#### [RECORDED INFORMATION]
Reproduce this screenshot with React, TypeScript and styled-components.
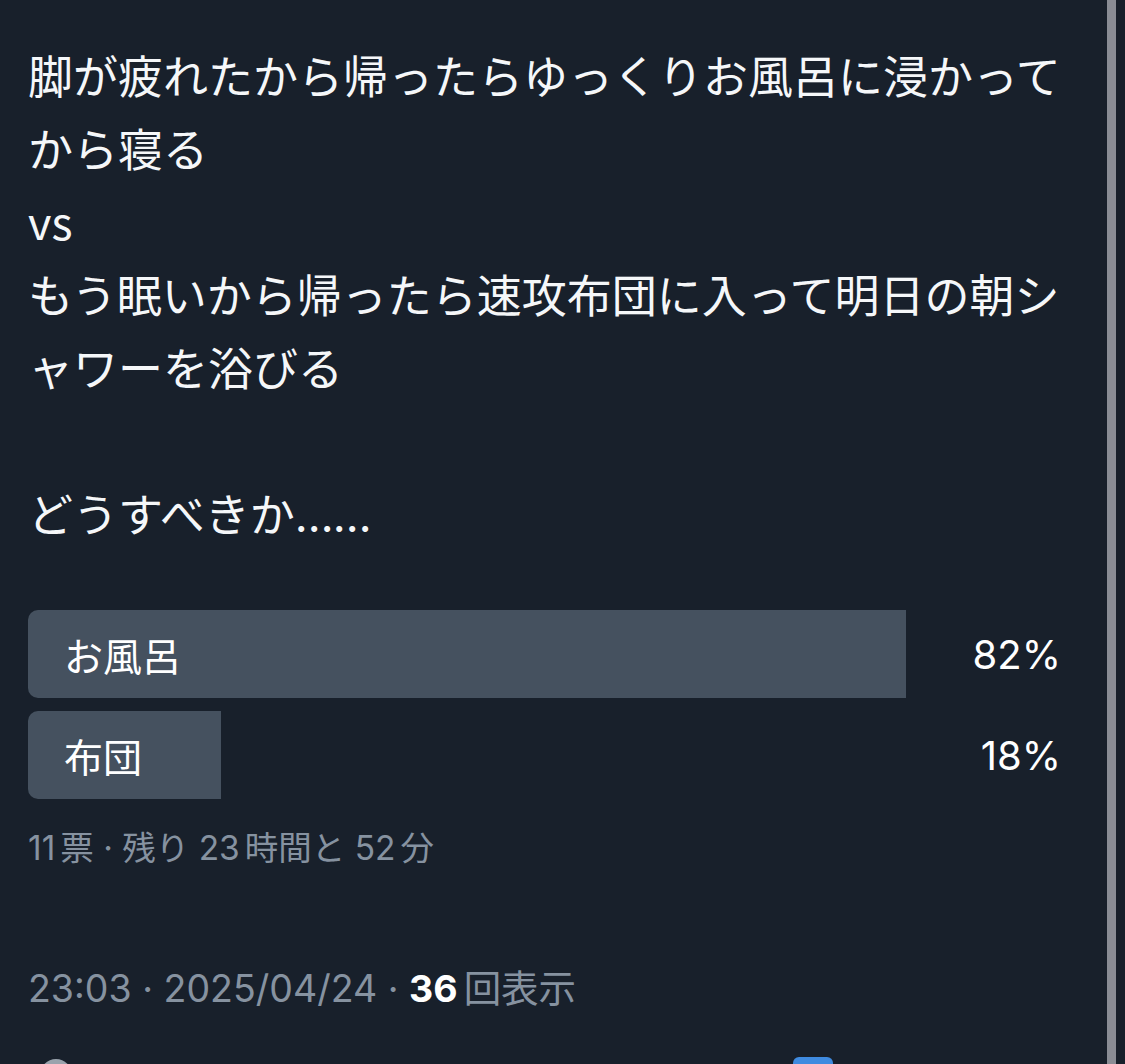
import React from "react";
import styled, { createGlobalStyle } from "styled-components";

const Global = createGlobalStyle`
  html, body { margin: 0; padding: 0; background: #18202b; }
  body { overflow: hidden; }
`;

const Page = styled.div`
  display: flex;
  width: 1125px;
  height: 1064px;
  overflow: hidden;
  background: #18202b;
`;

const Column = styled.main`
  width: 1107px;
  box-sizing: border-box;
  padding: 38px 0 0 28px;
  display: flex;
  flex-direction: column;
`;

const Divider = styled.div`
  width: 9px;
  height: 100%;
  background: #8a8d95;
`;

const Body = styled.div`
  color: #f5f7f9;
  font-family: "Noto Sans CJK JP", "Noto Sans", sans-serif;
  font-size: 45px;
  line-height: 73px;
`;

const Line = styled.div`
  min-height: 73px;
  white-space: nowrap;
`;

const Dots = styled.span`
  font-family: Inter, sans-serif;
  letter-spacing: -1px;
`;

const Poll = styled.div`
  margin-top: 58px;
  width: 1071px;
  display: flex;
  flex-direction: column;
  gap: 13px;
`;

const Option = styled.div`
  position: relative;
  height: 88px;
  display: flex;
  align-items: center;
`;

const Fill = styled.div`
  position: absolute;
  left: 0;
  top: 0;
  bottom: 0;
  background: #45515f;
  border-radius: 10px 0 0 10px;
`;

const Label = styled.span`
  position: relative;
  padding-left: 36px;
  flex: 1;
  color: #ffffff;
  font-family: "Noto Sans CJK JP", sans-serif;
  font-size: 39px;
`;

const Percent = styled.span`
  position: relative;
  padding-right: 38px;
  color: #ffffff;
  font-family: Inter, "Noto Sans CJK JP", sans-serif;
  font-size: 40px;
`;

const Meta = styled.div`
  margin-top: 28px;
  color: #8692a0;
  font-family: Inter, "Noto Sans CJK JP", sans-serif;
  font-size: 33.5px;
  line-height: 42px;
  white-space: nowrap;
`;

const Num = styled.span`
  margin-right: 5px;
`;

const Stamp = styled.div`
  margin-top: 98px;
  color: #8692a0;
  font-family: Inter, "Noto Sans CJK JP", sans-serif;
  font-size: 37.5px;
  line-height: 44px;
  white-space: nowrap;
`;

const Strong = styled.b`
  color: #ffffff;
  font-weight: 700;
  margin-right: 6px;
`;

const Actions = styled.div`
  margin-top: 46px;
  display: flex;
  align-items: flex-start;
  height: 40px;
`;

const ActionSlot = styled.div<{ $w: number }>`
  width: ${(p) => p.$w}px;
  flex: none;
`;

const polls = [
  { label: "お風呂", pct: 82 },
  { label: "布団", pct: 18 },
];

export default function App() {
  return (
    <Page>
      <Global />
      <Column>
        <Body>
          <Line>脚が疲れたから帰ったらゆっくりお風呂に浸かって</Line>
          <Line>から寝る</Line>
          <Line>vs</Line>
          <Line>もう眠いから帰ったら速攻布団に入って明日の朝シ</Line>
          <Line>ャワーを浴びる</Line>
          <Line />
          <Line>
            どうすべきか<Dots>……</Dots>
          </Line>
        </Body>
        <Poll>
          {polls.map((p) => (
            <Option key={p.label}>
              <Fill style={{ width: `${p.pct}%` }} />
              <Label>{p.label}</Label>
              <Percent>{p.pct}%</Percent>
            </Option>
          ))}
        </Poll>
        <Meta>
          <Num>11</Num>票 · 残り <Num>23</Num>時間と <Num>52</Num>分
        </Meta>
        <Stamp>
          23:03 · 2025/04/24 · <Strong>36</Strong>回表示
        </Stamp>
        <Actions>
          <ActionSlot $w={12} />
          <ActionSlot $w={40}>
            <svg width="40" height="40" viewBox="0 0 40 40">
              <circle cx="16" cy="18" r="16" fill="#9aa3ad" />
            </svg>
          </ActionSlot>
          <ActionSlot $w={713} />
          <ActionSlot $w={40}>
            <svg width="40" height="40" viewBox="0 0 40 40">
              <rect x="0" y="0" width="40" height="40" rx="6" fill="#3f8be0" />
            </svg>
          </ActionSlot>
        </Actions>
      </Column>
      <Divider />
    </Page>
  );
}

#### [DIRECTION]
Please transcribe the material above exactly as written. Leave the pictures out.

#### [WRITTEN ANSWER]
Reproduce this screenshot with React, TypeScript and styled-components.
import React from "react";
import styled, { createGlobalStyle } from "styled-components";

const Global = createGlobalStyle`
  html, body { margin: 0; padding: 0; background: #18202b; }
  body { overflow: hidden; }
`;

const Page = styled.div`
  display: flex;
  width: 1125px;
  height: 1064px;
  overflow: hidden;
  background: #18202b;
`;

const Column = styled.main`
  width: 1107px;
  box-sizing: border-box;
  padding: 38px 0 0 28px;
  display: flex;
  flex-direction: column;
`;

const Divider = styled.div`
  width: 9px;
  height: 100%;
  background: #8a8d95;
`;

const Body = styled.div`
  color: #f5f7f9;
  font-family: "Noto Sans CJK JP", "Noto Sans", sans-serif;
  font-size: 45px;
  line-height: 73px;
`;

const Line = styled.div`
  min-height: 73px;
  white-space: nowrap;
`;

const Dots = styled.span`
  font-family: Inter, sans-serif;
  letter-spacing: -1px;
`;

const Poll = styled.div`
  margin-top: 58px;
  width: 1071px;
  display: flex;
  flex-direction: column;
  gap: 13px;
`;

const Option = styled.div`
  position: relative;
  height: 88px;
  display: flex;
  align-items: center;
`;

const Fill = styled.div`
  position: absolute;
  left: 0;
  top: 0;
  bottom: 0;
  background: #45515f;
  border-radius: 10px 0 0 10px;
`;

const Label = styled.span`
  position: relative;
  padding-left: 36px;
  flex: 1;
  color: #ffffff;
  font-family: "Noto Sans CJK JP", sans-serif;
  font-size: 39px;
`;

const Percent = styled.span`
  position: relative;
  padding-right: 38px;
  color: #ffffff;
  font-family: Inter, "Noto Sans CJK JP", sans-serif;
  font-size: 40px;
`;

const Meta = styled.div`
  margin-top: 28px;
  color: #8692a0;
  font-family: Inter, "Noto Sans CJK JP", sans-serif;
  font-size: 33.5px;
  line-height: 42px;
  white-space: nowrap;
`;

const Num = styled.span`
  margin-right: 5px;
`;

const Stamp = styled.div`
  margin-top: 98px;
  color: #8692a0;
  font-family: Inter, "Noto Sans CJK JP", sans-serif;
  font-size: 37.5px;
  line-height: 44px;
  white-space: nowrap;
`;

const Strong = styled.b`
  color: #ffffff;
  font-weight: 700;
  margin-right: 6px;
`;

const Actions = styled.div`
  margin-top: 46px;
  display: flex;
  align-items: flex-start;
  height: 40px;
`;

const ActionSlot = styled.div<{ $w: number }>`
  width: ${(p) => p.$w}px;
  flex: none;
`;

const polls = [
  { label: "お風呂", pct: 82 },
  { label: "布団", pct: 18 },
];

export default function App() {
  return (
    <Page>
      <Global />
      <Column>
        <Body>
          <Line>脚が疲れたから帰ったらゆっくりお風呂に浸かって</Line>
          <Line>から寝る</Line>
          <Line>vs</Line>
          <Line>もう眠いから帰ったら速攻布団に入って明日の朝シ</Line>
          <Line>ャワーを浴びる</Line>
          <Line />
          <Line>
            どうすべきか<Dots>……</Dots>
          </Line>
        </Body>
        <Poll>
          {polls.map((p) => (
            <Option key={p.label}>
              <Fill style={{ width: `${p.pct}%` }} />
              <Label>{p.label}</Label>
              <Percent>{p.pct}%</Percent>
            </Option>
          ))}
        </Poll>
        <Meta>
          <Num>11</Num>票 · 残り <Num>23</Num>時間と <Num>52</Num>分
        </Meta>
        <Stamp>
          23:03 · 2025/04/24 · <Strong>36</Strong>回表示
        </Stamp>
        <Actions>
          <ActionSlot $w={12} />
          <ActionSlot $w={40}>
            <svg width="40" height="40" viewBox="0 0 40 40">
              <circle cx="16" cy="18" r="16" fill="#9aa3ad" />
            </svg>
          </ActionSlot>
          <ActionSlot $w={713} />
          <ActionSlot $w={40}>
            <svg width="40" height="40" viewBox="0 0 40 40">
              <rect x="0" y="0" width="40" height="40" rx="6" fill="#3f8be0" />
            </svg>
          </ActionSlot>
        </Actions>
      </Column>
      <Divider />
    </Page>
  );
}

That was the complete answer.